Planning: The seasons should play into your plan. If you are visiting in the winter months (May-Aug) then Patagonia and the far south are probably out of the question. A loop of the country can be done quite simply but be sure to allot plenty of time.
Buenos Aires: There is a lot to do here if your interested. Weekend markets abound and all are very close to one of the two main ice cream parlors. Museums, tango, nice meals, and historical hot spots are literally all over the place. If you’re in for the tourist thing, be sure to check out Florida Street, otherwise just spend some time mozying around and see what you find. Note that if flying into Buenos Aires there are two airports, one for international flights and one for domestic flights.
Igauzu Falls: Truly magnificent. Especially magnificent when the water is high and you can’t see everything. If the water is low, you can walk out across the water, which itself is a cool experience. If you don’t feel like walking into Brazil for the opposite view, don’t worry, everyone we met agreed that Argentina had the better view. Getting there might be a good reason to use an airplane but if going by bus Resitencia and the Chaco National Park can make a nice stopping point if coming or going to Salta in the northwest or even Buenos Aires and Cordoba.
North West: This land is beautiful. Go for a hike in the canyonlands of Juijui, go for a bike tour of the wine-lands of Cafayate, eat empenadas in Salta, or hit the river for some whitewater. Whatever you choose Salta is likely going to be your starting point for exploration in the area. Bus transportation to some of these smaller destinations can be difficult so if your short on time consider booking a Salta based tour or renting a car locally for a few days. This makes an excellent region for multi-day cycling but be sure to bring lots of sunscreen and water.
Cordoba: The best example of a Spanish colonial town, full of charm and history, in all of Argentina. Also the home of Che Guevarra. We decided to skip as we’d had our fill of colonial architecture already but if you’re looking for more this is the best place to go.
Mendoza: This wine producing region is a must see for many people, but I beg to differ. You can have a lot of fun riding around on a bicycle here sampling the wine but you might be surprised to note that a taste will often cost you 3 times what you’d pay for the bottle in the store not to mention the wines along the bike route aren’t exactly known for their excellence. That being said, you can have a lot of fun doing this if you’re with the right group of people and have the right attitude. There is also some class II-III whitewater in the area, but be sure to inquire about the river levels as they were a bit low when we were there.
San Juan: This is the jumping off point for tours to see Ischigualasto which features several interesting rock formations.

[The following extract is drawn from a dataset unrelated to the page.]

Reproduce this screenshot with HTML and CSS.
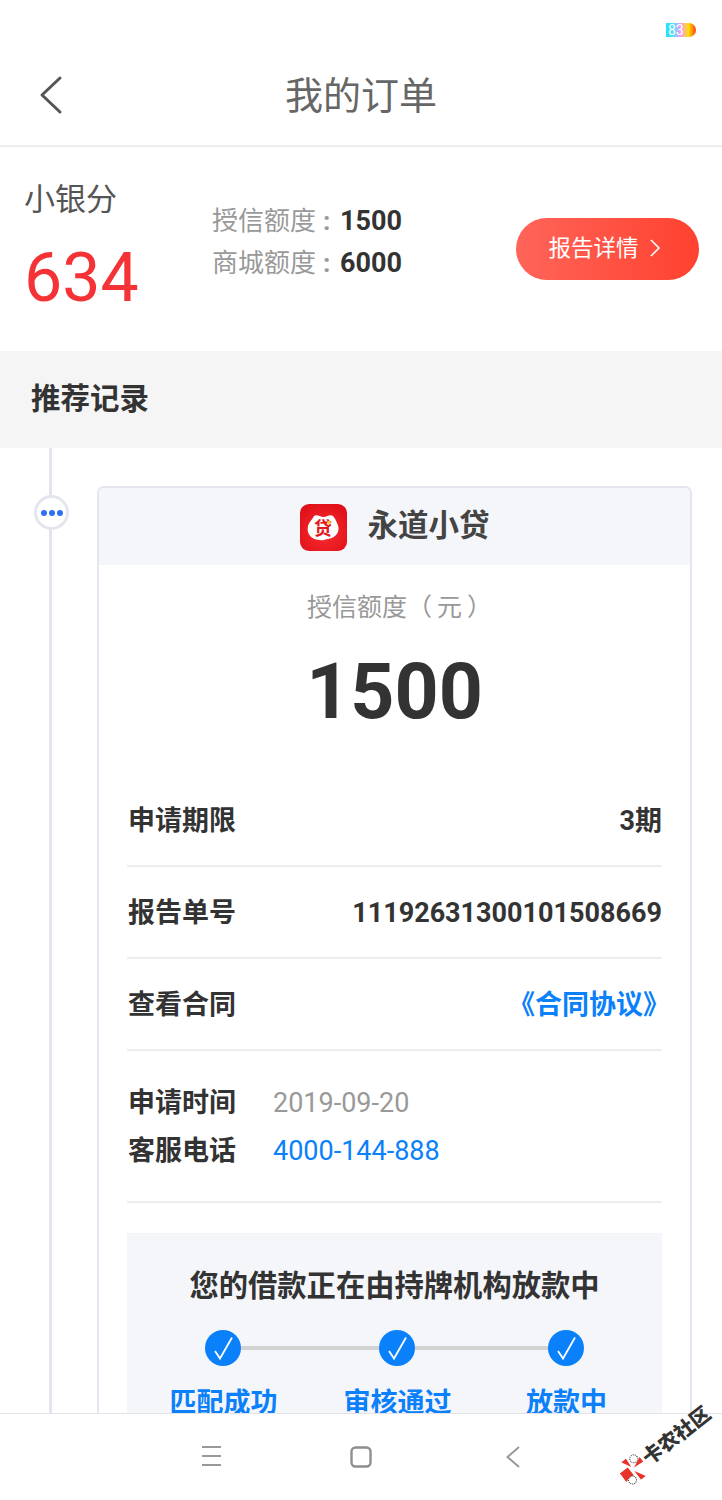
FILE: index.html
```html
<!DOCTYPE html>
<html lang="zh">
<head>
<meta charset="utf-8">
<title>我的订单</title>
<link rel="stylesheet" href="styles.css">
</head>
<body>
<div class="page">
  <div class="status"><span class="battery">83</span></div>
  <header class="header">
    <svg class="back" width="24" height="40" viewBox="0 0 24 40"><path d="M21 3 L3 20 L21 37" fill="none" stroke="#555" stroke-width="3" stroke-linecap="round" stroke-linejoin="round"/></svg>
    <h1 class="title">我的订单</h1>
  </header>
  <section class="summary">
    <div class="score">
      <div class="score-label">小银分</div>
      <div class="score-value">634</div>
    </div>
    <div class="limits">
      <div class="limit"><span class="limit-name">授信额度<span class="colon">:</span></span><b class="limit-value">1500</b></div>
      <div class="limit"><span class="limit-name">商城额度<span class="colon">:</span></span><b class="limit-value">6000</b></div>
    </div>
    <div class="report-btn">报告详情
      <svg width="12" height="20" viewBox="0 0 12 20"><path d="M2 2 L10 10 L2 18" fill="none" stroke="#fff" stroke-width="1.6"/></svg>
    </div>
  </section>
  <div class="section-title">推荐记录</div>
  <main class="timeline">
    <div class="rail"><div class="dot"><i></i><i></i><i></i></div></div>
    <article class="card">
      <div class="card-head">
        <svg class="app-icon" width="47" height="47" viewBox="0 0 47 47">
          <defs><radialGradient id="appred" cx="50%" cy="60%" r="65%"><stop offset="0" stop-color="#fb2c2e"/><stop offset="1" stop-color="#e0101a"/></radialGradient></defs>
          <rect width="47" height="47" rx="9" fill="url(#appred)"/>
          <path d="M14 12 C17 10 20 13 23.5 13 C27 13 30 10 33 12 C35 14 36 17 37 19 C41 26 37 34 28 35 C25 35.5 23 37 20 36 C12 36 6 30 8 22 C9 18 12 16 14 12 Z" fill="#fff"/>
          <text class="app-glyph" x="23" y="31">贷</text>
          <circle cx="29" cy="18.5" r="1.8" fill="#f7c92c"/>
        </svg>
        <span class="app-name">永道小贷</span>
      </div>
      <div class="amount-label">授信额度（<span class="paren">元</span>）</div>
      <div class="amount">1500</div>
      <div class="card-body">
        <div class="row"><span>申请期限</span><span>3期</span></div>
        <div class="row"><span>报告单号</span><span>1119263130010150866<!-- -->9</span></div>
        <div class="row"><span>查看合同</span><span class="link">《合同协议》</span></div>
        <div class="contact">
          <div class="contact-row"><b>申请时间</b><span class="muted">2019-09-20</span></div>
          <div class="contact-row"><b>客服电话</b><span class="phone">4000-144-888</span></div>
        </div>
        <div class="panel">
          <div class="panel-title">您的借款正在由持牌机构放款中</div>
          <div class="steps">
            <div class="step step-a">
              <svg class="check" width="36" height="36" viewBox="0 0 36 36"><circle cx="18" cy="18" r="18" fill="#0a80fb"/><path d="M10 21 L15 28.5 L27 7.5" fill="none" stroke="#fff" stroke-width="1.8"/></svg>
              <span>匹配成功</span>
            </div>
            <div class="step step-b">
              <svg class="check" width="36" height="36" viewBox="0 0 36 36"><circle cx="18" cy="18" r="18" fill="#0a80fb"/><path d="M10 21 L15 28.5 L27 7.5" fill="none" stroke="#fff" stroke-width="1.8"/></svg>
              <span>审核通过</span>
            </div>
            <div class="step step-c">
              <svg class="check" width="36" height="36" viewBox="0 0 36 36"><circle cx="18" cy="18" r="18" fill="#0a80fb"/><path d="M10 21 L15 28.5 L27 7.5" fill="none" stroke="#fff" stroke-width="1.8"/></svg>
              <span>放款中</span>
            </div>
          </div>
        </div>
      </div>
    </article>
  </main>
  <nav class="navbar">
    <svg width="22" height="22" viewBox="0 0 22 22"><path d="M1 2 H20 M1 11 H20 M1 20 H20" stroke="#999" stroke-width="2"/></svg>
    <svg width="22" height="22" viewBox="0 0 22 22"><rect x="1.5" y="1.5" width="19" height="19" rx="4" fill="none" stroke="#8f8f8f" stroke-width="2.4"/></svg>
    <svg width="14" height="22" viewBox="0 0 14 22"><path d="M13 1 L1.5 11 L13 21" fill="none" stroke="#999" stroke-width="2"/></svg>
  </nav>
  <div class="watermark">
    <svg width="26" height="26" viewBox="0 0 26 26"><rect x="0" y="8" width="10" height="10" fill="#e8332a"/><path d="M8 0 L14 0 L13 10 Z M26 7 L26 13 L15 12 Z M19 26 L13 26 L13 15 Z M0 19 L0 13 L10 14 Z" fill="#e8332a"/><circle cx="20" cy="5" r="4" fill="#fff" stroke="#333" stroke-dasharray="1 1"/><circle cx="6" cy="21" r="4" fill="#fff" stroke="#333" stroke-dasharray="1 1"/></svg>
    <span>卡农社区</span>
  </div>
</div>
</body>
</html>
```
FILE: styles.css
```css
* { box-sizing: border-box; }
html, body { margin: 0; padding: 0; background: #fff; }
body { font-family: Roboto, "Noto Sans CJK SC", sans-serif; }
.page { position: relative; width: 722px; height: 1500px; overflow: hidden; display: flex; flex-direction: column; background: #fff; }

.status { height: 60px; flex: none; display: flex; justify-content: flex-end; align-items: flex-start; padding: 23px 26px 0 0; }
.battery { width: 30px; height: 14px; font-size: 14px; line-height: 14px; color: #fff; padding-left: 2px; border-radius: 0 7px 7px 0; background: linear-gradient(90deg, #19e6f5 0%, #5fdcfb 25%, #f39bfb 50%, #ffe000 75%, #ff3d10 100%); }

.header { height: 87px; flex: none; position: relative; display: flex; align-items: center; justify-content: center; border-bottom: 2px solid #eeeeee; padding-bottom: 14px; }
.back { position: absolute; left: 39px; top: 15px; }
.title { margin: 0; font-size: 38px; line-height: 50px; font-weight: 400; color: #666; }

.summary { height: 204px; flex: none; display: flex; align-items: center; padding: 0 23px 0 24px; }
.score { width: 188px; margin-top: -2px; }
.score-label { font-size: 31px; line-height: 44px; color: #555; }
.score-value { font-size: 68px; line-height: 80px; color: #f53337; margin-top: 16px; }
.limits { flex: 1; margin-top: -14px; }
.limit { height: 42px; display: flex; align-items: center; line-height: 40px; }
.limit-name { font-size: 26px; color: #999; width: 128px; flex: none; white-space: nowrap; }
.colon { margin-left: 7px; font-weight: 700; }
.limit-value { font-size: 27px; color: #333; font-weight: 700; }
.report-btn { width: 183px; height: 62px; border-radius: 31px; display: flex; align-items: center; justify-content: center; gap: 10px; padding: 0 6px 3px 0; color: #fff; font-size: 22.5px; line-height: 40px; background: linear-gradient(90deg, #ff6559, #ff412f); }

.section-title { height: 97px; flex: none; background: #f5f5f5; padding-left: 31px; font-size: 29.5px; line-height: 96px; font-weight: 700; color: #333; }

.timeline { flex: 1; min-height: 0; display: flex; overflow: hidden; padding-right: 30px; }
.rail { width: 97px; flex: none; position: relative; padding: 47px 0 0 34px; }
.rail::before { content: ""; position: absolute; left: 49px; top: 0; bottom: 0; width: 3px; background: #e2e5ee; }
.dot { position: relative; width: 35px; height: 35px; border-radius: 50%; border: 3px solid #e3e6ee; background: #fff; display: flex; align-items: center; justify-content: center; gap: 2px; }
.dot i { width: 6px; height: 6px; border-radius: 50%; background: #2f6ff0; }

.card { flex: 1; margin-top: 38px; height: 1000px; border: 2px solid #e3e6ee; border-bottom: 0; border-radius: 7px 7px 0 0; }
.card-head { height: 77px; background: #f5f6fa; border-radius: 5px 5px 0 0; display: flex; align-items: center; justify-content: center; gap: 21px; }
.app-icon { display: block; margin-top: 1px; }
.app-glyph { font-size: 18px; font-weight: 700; fill: #e3181f; text-anchor: middle; }
.app-name { font-size: 30.5px; font-weight: 700; color: #444; line-height: 40px; margin-bottom: 2px; }

.amount-label { margin-top: 25px; padding-left: 10px; font-size: 25px; line-height: 36px; color: #999; text-align: center; }
.paren { margin: 0 5px; }
.amount { margin-top: 21px; font-size: 77px; line-height: 90px; font-weight: 700; color: #333; text-align: center; }

.card-body { padding: 38px 28px 0; }
.row { height: 92px; border-bottom: 2px solid #eeeeee; display: flex; align-items: center; justify-content: space-between; font-size: 27px; line-height: 40px; font-weight: 700; color: #333; padding: 2px 0 0 1px; }
.row .link { color: #0a80fb; margin-right: -8px; }
.contact { padding: 28px 0 26px 1px; border-bottom: 2px solid #eeeeee; }
.contact-row { height: 48px; display: flex; align-items: center; font-size: 27px; line-height: 40px; color: #333; }
.contact-row b { width: 145px; flex: none; font-weight: 700; }
.muted { color: #999; }
.phone { color: #0a80fb; }

.panel { margin-top: 30px; background: #f5f6fa; padding: 33px 0 0; height: 300px; }
.panel-title { font-size: 29.3px; line-height: 40px; font-weight: 700; color: #333; text-align: center; }
.steps { position: relative; margin-top: 24px; display: flex; padding-left: 43px; }
.steps::before { content: ""; position: absolute; left: 95px; width: 343px; top: 16px; height: 4px; background: #d2d4d4; }
.step { position: relative; display: flex; flex-direction: column; align-items: center; font-size: 27px; line-height: 40px; font-weight: 700; color: #0a80fb; }
.check { margin-left: -2px; }
.step span { margin-top: 17px; white-space: nowrap; }
.step-a, .step-b { width: 107px; }
.step-b { margin-left: 67px; }
.step-c { width: 81px; margin-left: 75px; }

.navbar { height: 87px; flex: none; position: relative; background: #fff; border-top: 1px solid #e4e4e8; display: flex; align-items: flex-start; gap: 127px; padding: 31px 0 0 201px; }
.navbar svg + svg { margin-top: 1px; }
.navbar svg + svg + svg { margin-left: 7px; }

.watermark { position: absolute; left: 611px; top: 1428px; width: 112px; height: 30px; display: flex; align-items: center; gap: 2px; transform: rotate(-38deg); font-size: 20px; font-weight: 900; color: #333; white-space: nowrap; line-height: 30px; }
```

This might be a must see if you’re a student of geology but if you aren’t you may find that the effort and money spent getting to the park may make the trip not worth it. You will be able to book tours from both San Juan and the park’s gateway towns but San Juan will charge you more in the end.
The Lake District: Bariloche is your main option here, filled with chocolate and coffee shops be prepared to enjoy this little taste of European dessert alongside the more traditional alfajore. The town is great place to practice kite-surfing or windsurfing on the lake, go for a day or multi-day hike, hit the trails with a nice mountain bike, or just take in the scenery. This is a paradise for the outdoor enthusiast and in the winter it is even a ski town. Prices here can run a bit high but deals can be had if you shop around a bit. San Martin is probably your other option and is generally considered to be an upmarket, and less crowded alternative.
Patagonia: There is a reason a clothing company calls themselves Patagonia…this is a foreboding, windswept, uninviting place. The trip south from Bariloche to the southern end of the continent is a long one and there are two ways to do it: go back toward the coast and down along the main road (boring) or with a tour along Ruta 40 through the Andes. If you take the Ruta 40 option you will cross into Chile in a few places and you will see beautiful scenery but don’t be fooled, most of your time will be spent in the car. These trips do not begin until mid-November and usually run until around March.
El Calafate: The reason to go here is to visit the Perito Moreno Glacier and possibly El Chaten as well. El Calafate is a tourist town and only is open in the summertime. Once in town it is simple to arrange for a tour to the glacier but if you are with a group of 4 or more people you can save a few dollars on entrance by taking a taxi or a car rental into the park before the gate is open. The glacier itself is rather impressive and if this is your only sighting of one you will probably enjoy the boat ride to get closer as well. Adventure treks on the glacier are available as well but can be costly. Be advised that one trekker said it felt as though they were just walking on snow. You can also fly between Calafate and Bariloche with several airlines for about double the price of two days spent in the bus going via the coast and Rio Gallegos. It is very simple affair to hop on a bus here in Calafate for the ride to the Chillean Tierra del Fuego
Ushuaia: If you’re looking to go to Ushuaia its likely for one of two reasons: bragging rights or a cruise to Antarctica. Either way you won’t find much there besides a place to have your passport stamped with the words fin del mundo but save your money on Penguin viewing for Punta Tombo near Peninsula Valdez.
Peninsula Valdez: This is the oceanographer’s dream. Guaranteed sightings of the Southern Right Whale, beautiful scenery filled with elephant seals and sea lions, and the chance to see an Orca Whale swim up on the beach as part of a wave and snatch one up for the kill. Take a day to head down to Punta Tombo for more penguins walking around you than you would have ever thought possible.